I remember an MMA place I used to train at. (Still would be if it were logistically feasable. I recommend the coach to anyone who can get to his place.) Even drills for beginners had some element of training timing and distance and whatnot. I remember one when I first started was fairly static but still worked on timing. One partner would throw a couple of punches (the kinds he could throw were limited) and the other partner would defend and then try to shoot in for a double leg in between strikes. I don't think beginners need be excluded from drills like that.
The MMA form is so so crap. It proves once and for all how silly kata is, for that we habve Pro-Star MMA to thank. Low block, lol.
You are a total Douchbag. Train more, post nevermore.
FickleFingerOfFate -08-21-2007 08:59 AM
just die already.
Plasma - 08-20-2007 11:45 PM
Best MA website ever!!!!!: http://www.dogjudo.co.uk/
All of the techniques are done just fine (grappling stuff). The only problem is that, they don't really show any context for the techniques.
Anyone notice this is on the "Frauds" section?
Its also the BS and standards section. Entries here do not have to involve fraud.
Damn, I'm dumb. Thank you for reminding me! (No I'm not being sarcastic)
I'm glad I found this thread before I went off on a huge rant.
A local school just started advertising that it is now a Pro-Star MMA school. This is in conjunction with their Taekwondo classes. Now I really can't comment on the curriculum of Pro-Star as I haven't seen it first hand and likely will never get a chance to, but the whole idea of selling curriculum like this lacks the responsibility of the seller.
In my mind this whole program is about getting people into the door using a buzz phrase of mixed-martial-arts and signing up students and eventually transferring them into the other existant programs if they become disillusioned with the Pro-Star way.
What really has set me off on this is the advertising that accompanies the program.
From a local paper on advertisment for the school and announcing pro-star
Header "Meet Today's Weekend Warrior"
Body Title "Learn Mixed Martial Arts Without the Bruises"
Random Quotes from body " . . . Pro-Star takes the best from different martial arts and combines them into an easy to learn system that will get you fit as a fighter without the bruises . . . gain confidence knowing you can protect yourself and your loved ones . . . You will find yourself gaining flexibility and tone while the extra pounds just melt away . . ."
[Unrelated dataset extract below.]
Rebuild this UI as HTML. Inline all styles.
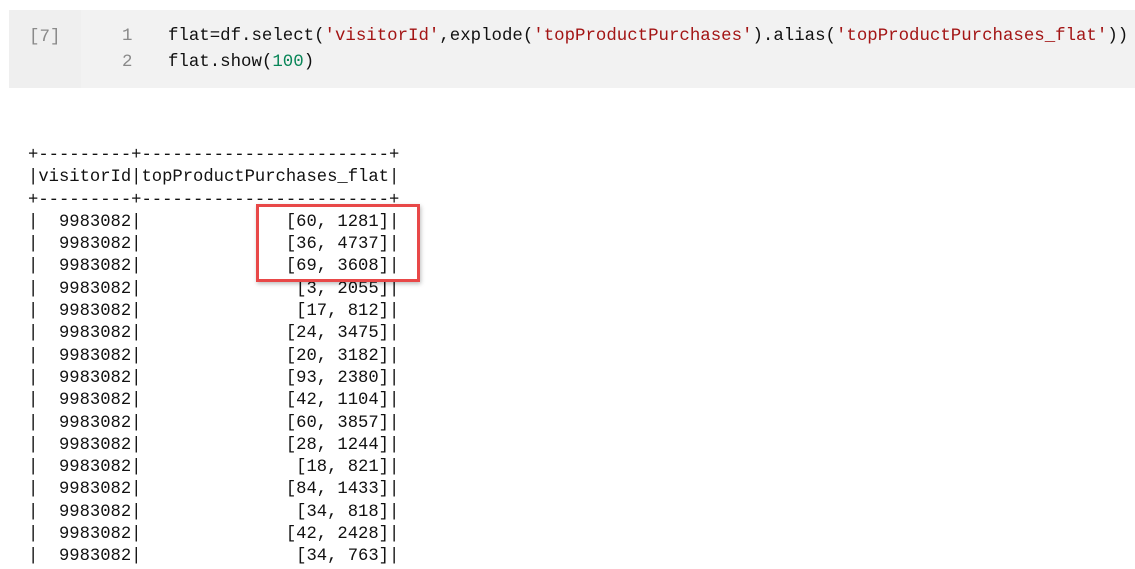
<!DOCTYPE html>
<html><head><style>
body{margin:0;width:1135px;height:552px;background:#fff;overflow:hidden;position:relative;font-family:"Liberation Mono",monospace}
.cell{position:absolute;left:9px;top:10px;width:1126px;height:78px;background:#f2f2f2}
.gut{position:absolute;left:0;top:0;width:72px;height:78px;background:#efefef}
.num{position:absolute;left:20px;top:17px;font-size:17.5px;color:#8a8a8a}
.ln{position:absolute;left:113px;font-size:17.4px;color:#8a8a8a}
.code{position:absolute;left:159px;font-size:17.4px;color:#111;white-space:pre}
.s{color:#a31515}.n{color:#098658}
pre{position:absolute;left:28px;top:145px;margin:0;font-family:"Liberation Mono",monospace;font-size:17.2px;line-height:22.3px;color:#111}
.box{position:absolute;left:256px;top:204px;width:158px;height:72px;border:3px solid #e84848;box-shadow:1px 2px 4px rgba(0,0,0,.25)}
</style></head><body>
<div class="cell"><div class="gut"></div>
<div class="num">[7]</div>
<div class="ln" style="top:17px">1</div><div class="ln" style="top:43px">2</div>
<div class="code" style="top:17px">flat=df.select(<span class="s">'visitorId'</span>,explode(<span class="s">'topProductPurchases'</span>).alias(<span class="s">'topProductPurchases_flat'</span>))</div>
<div class="code" style="top:43px">flat.show(<span class="n">100</span>)</div>
</div>
<pre>+---------+------------------------+
|visitorId|topProductPurchases_flat|
+---------+------------------------+
|  9983082|              [60, 1281]|
|  9983082|              [36, 4737]|
|  9983082|              [69, 3608]|
|  9983082|               [3, 2055]|
|  9983082|               [17, 812]|
|  9983082|              [24, 3475]|
|  9983082|              [20, 3182]|
|  9983082|              [93, 2380]|
|  9983082|              [42, 1104]|
|  9983082|              [60, 3857]|
|  9983082|              [28, 1244]|
|  9983082|               [18, 821]|
|  9983082|              [84, 1433]|
|  9983082|               [34, 818]|
|  9983082|              [42, 2428]|
|  9983082|               [34, 763]|</pre>
<div class="box"></div>
</body></html>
There is nothing in the advertisment that mentions any "sporting" aspect to MMA. I think MMA has come to be understood as a sport now-a-days and this advertisment fails to define what MMA actually is. It seems to be geared towards getting people into the school who want a fitness routine. How can you learn MMA without sparring? How can you learn MMA without getting bruised up? How can you learn the techniques effectively if you have never been put in a live training situation? To compare this to something I will be teaching everyone on this message board how to become basketball players. We will run lines and you'll feel great. We'll dribble the ball and work on handling skills and you will feel confident that you can handle a ball. We'll shoot some baskets so you can see exactly what it is to put the ball through the hoop. No we will not play any games as testing what you've learned could leave you feeling bad.
Interesting you posted that analogy as I use it quite a bit in order to get people to understand the difference between an art that uses practical training as opposed to what is considered "traditional" training methods.
Originally Posted by Art
If you were just helping people out with how to run a business, design schedules and help with costing etc, then fine (i.e. help good teachers to become good businessmen). That isn't what you're doing though, you're claiming to offer a full MMA training program including the techniques.
Originally Posted by trapdoor
If someone has a level of skill high enough to be teaching then it's not the curriculum they offer which will be the reason they don't retain students. It's more likely how they teach (maybe they don't explain things well) or how they run the school (turning up late) which is losing them students. If you just stuck to helping them out with this, I'm sure no-one would have a problem.
You are saying you're not teaching people how to punch/kick etc but just how to structure lessons. Then why do you need to show them videos of combos?! Surely you could just tell them "Ok, lesson one for a beginner. Teach them a basic stance and defensive posture. Now show them footwork and once they're comfortable moving around add in a jab/cross combo" or similar. You shouldn't have to show crappy techniques on video if you have selected good instructors as you said.
However, you obviously realise there are plenty of companies/individuals offering business services; so you've tried to get an MMA gimmick and the only way to make yourselves specifically MMA has been to tack on some shitty techniques.
You're just out for cash, it's simple for all to see.
Originally Posted by Wolf
Combo four seems like an excellent technique if you want to get double-legged easier than you could have ever managed!